THE REQUEST: Which lines hold the string "this"? Copy every one of them.

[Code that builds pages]
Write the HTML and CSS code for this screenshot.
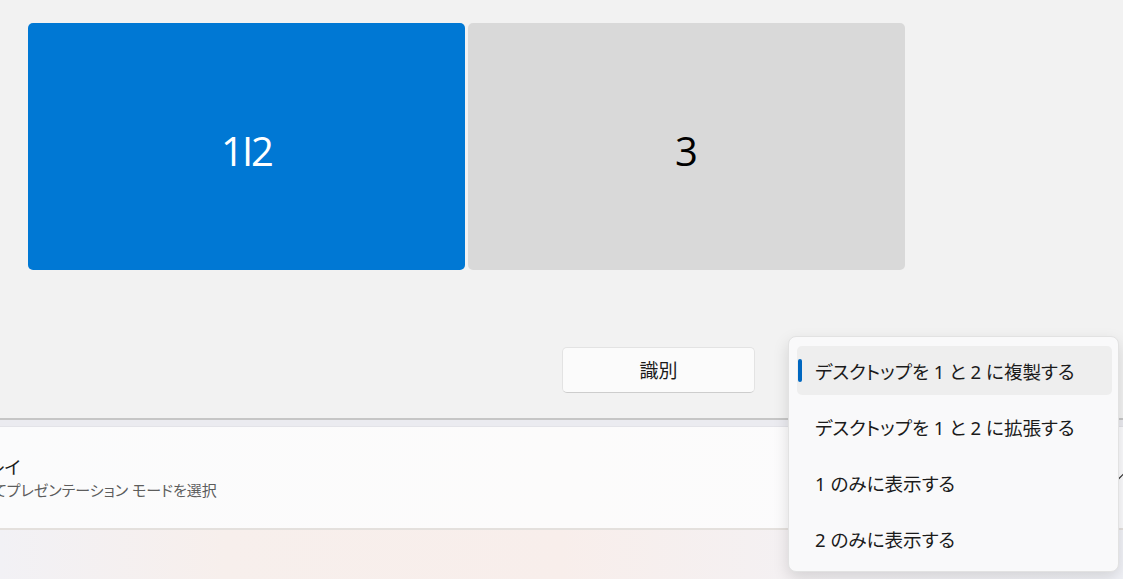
FILE: index.html
```html
<!DOCTYPE html>
<html lang="ja">
  <head>
    <meta charset="UTF-8" />
    <title>ディスプレイ</title>
    <link rel="stylesheet" href="styles.css">
  </head>
  <body>
    <div class="page">
      <section class="arrange">
        <div class="monitors">
          <div class="monitor active">1I2</div>
          <div class="monitor">3</div>
        </div>
        <div class="actions">
          <button class="identify">識別</button>
        </div>
        <ul class="menu">
          <li class="menu-item selected">デスクトップを 1 と 2 に複製する</li>
          <li class="menu-item">デスクトップを 1 と 2 に拡張する</li>
          <li class="menu-item">1 のみに表示する</li>
          <li class="menu-item">2 のみに表示する</li>
        </ul>
      </section>

      <div class="band"></div>

      <section class="card">
        <div class="card-text">
          <div class="card-title">複数のディスプレイ</div>
          <div class="card-sub">ディスプレイに対してプレゼンテーション モードを選択</div>
        </div>
        <svg class="chevron" width="12" height="12" viewBox="0 0 12 12">
          <path d="M1.5 8 L6 3.5 L10.5 8" fill="none" stroke="#333" stroke-width="1.2" />
        </svg>
      </section>

      <div class="rest"></div>
    </div>
  </body>
</html>
```

FILE: styles.css
```css
body {
  margin: 0;
  font-family: "Noto Sans", "Noto Sans CJK JP", sans-serif;
  color: #1b1b1b;
  overflow: hidden;
}

.page {
  width: 1123px;
  height: 579px;
  overflow: hidden;
  background: linear-gradient(90deg, #f2f1f5 0%, #f7efec 20%, #f8eeeb 50%, #f3f1f4 75%, #f1f2f7 100%);
}

.arrange {
  position: relative;
  height: 420px;
  box-sizing: border-box;
  padding: 23px 0 0 28px;
  background-color: #f2f2f2;
  border-bottom: 2px solid #c6c6c6;
}

.monitors {
  display: flex;
  gap: 3px;
}

.monitor {
  width: 437px;
  height: 247px;
  box-sizing: border-box;
  padding-top: 8px;
  border-radius: 5px;
  background-color: #d9d9d9;
  display: flex;
  align-items: center;
  justify-content: center;
  font-family: "Open Sans", sans-serif;
  font-size: 40px;
  color: #000;
}

.monitor.active {
  background-color: #0078d4;
  color: #fff;
  letter-spacing: -2px;
}

.actions {
  margin-top: 77px;
  padding-left: 534px;
}

.identify {
  width: 193px;
  height: 46px;
  background-color: #fbfbfb;
  border: 1px solid #e3e3e3;
  border-bottom-color: #cdcdcd;
  border-radius: 5px;
  font-family: inherit;
  font-size: 19px;
  color: #1b1b1b;
  font-feature-settings: "palt";
}

.menu {
  position: absolute;
  left: 788px;
  top: 336px;
  width: 331px;
  box-sizing: border-box;
  margin: 0;
  padding: 9px 6px 8px 8px;
  list-style: none;
  background-color: #f9f9fa;
  border: 1px solid #e2e2e2;
  border-radius: 8px;
  box-shadow: 0 6px 16px rgba(0, 0, 0, 0.13);
  display: flex;
  flex-direction: column;
  gap: 7px;
}

.menu-item {
  position: relative;
  height: 49px;
  display: flex;
  align-items: center;
  padding-left: 18px;
  border-radius: 5px;
  font-size: 18.6px;
  font-feature-settings: "palt";
  color: #1b1b1b;
}

.menu-item.selected {
  background-color: #eeeeee;
}

.menu-item.selected::before {
  content: "";
  position: absolute;
  left: 1px;
  top: 13px;
  width: 4px;
  height: 23px;
  border-radius: 2px;
  background-color: #0067c0;
}

.band {
  height: 6px;
  background-color: #ebebf0;
}

.card {
  height: 104px;
  box-sizing: border-box;
  border-top: 1px solid #e3e3e8;
  border-bottom: 2px solid #e4e0dd;
  background: linear-gradient(90deg, #fbfbfc, #fcfbfb 50%, #fbfbfd);
  display: flex;
  align-items: center;
  justify-content: space-between;
}

.card-text {
  margin-left: -127px;
  font-feature-settings: "palt";
}

.card-title {
  font-size: 18px;
  line-height: 24px;
  color: #1b1b1b;
}

.card-sub {
  font-size: 15px;
  line-height: 22px;
  color: #5d5d5d;
}

.chevron {
  margin-right: -6px;
  margin-top: -2px;
}

.rest {
  height: 50px;
}
```
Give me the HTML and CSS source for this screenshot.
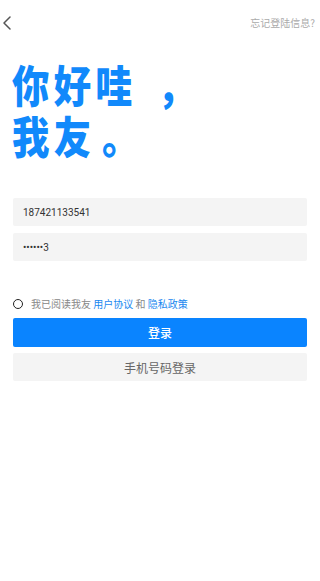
FILE: index.html
```html
<!DOCTYPE html>
<html lang="zh">
<head>
<meta charset="utf-8">
<link rel="stylesheet" href="styles.css">
</head>
<body>
<div class="page">
  <div class="topbar">
    <svg class="back" width="10" height="14" viewBox="0 0 10 14"><path d="M8 1 L2 7 L8 13" fill="none" stroke="#555" stroke-width="1.5" stroke-linecap="round" stroke-linejoin="round"/></svg>
    <span class="forgot">忘记登陆信息?</span>
  </div>
  <h1 class="hello">你好哇<span class="comma">，</span><br>我友<span class="stop">。</span></h1>
  <div class="form">
    <div class="field">187421133541</div>
    <div class="field">••••••3</div>
  </div>
  <div class="agree">
    <span class="radio"></span>
    <span class="agree-text">我已阅读我友 <a class="link">用户协议</a> 和 <a class="link">隐私政策</a></span>
  </div>
  <div class="btn primary">登录</div>
  <div class="btn secondary">手机号码登录</div>
</div>
</body>
</html>
```
FILE: styles.css
```css
* { box-sizing: border-box; }
html, body { margin: 0; padding: 0; background: #fff; }
body { font-family: "Noto Sans CJK SC", "Noto Sans", sans-serif; }
.page { width: 320px; min-height: 581px; }
.topbar { height: 44px; display: flex; align-items: center; justify-content: space-between; padding: 0 5px 0 2px; }
.back { display: block; margin-top: 1px; }
.forgot { font-size: 10px; color: #aaa; line-height: 14px; margin-top: 2px; }
.hello { margin: 15px 0 0 12px; font-size: 44px; line-height: 51px; font-weight: 900; color: #1189fb; letter-spacing: 5px; transform: scaleX(0.85); transform-origin: left top; white-space: nowrap; }
.comma { margin-left: 24px; }
.stop { margin-left: 8px; }
.form { margin: 37px 13px 0; display: flex; flex-direction: column; gap: 7px; }
.field { height: 28px; background: #f4f4f4; border-radius: 2px; padding: 0 10px; display: flex; align-items: center; font-size: 10px; color: #333; font-family: Roboto, "Noto Sans CJK SC", sans-serif; }
.agree { margin: 36px 13px 0; display: flex; align-items: center; height: 14px; }
.radio { width: 10px; height: 10px; border: 1.7px solid #222; border-radius: 50%; flex: none; }
.agree-text { margin-left: 8px; font-size: 10px; color: #888; line-height: 14px; }
.link { color: #1a88f0; text-decoration: none; }
.btn { margin: 0 13px; height: 29px; display: flex; align-items: center; justify-content: center; font-size: 12px; border-radius: 2px; }
.primary { margin-top: 7px; background: #0a84ff; color: #fff; font-weight: 500; }
.secondary { margin-top: 6px; background: #f4f4f4; color: #666; height: 28px; }
```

ANSWER:
Write the HTML and CSS code for this screenshot.
Give me the HTML and CSS source for this screenshot.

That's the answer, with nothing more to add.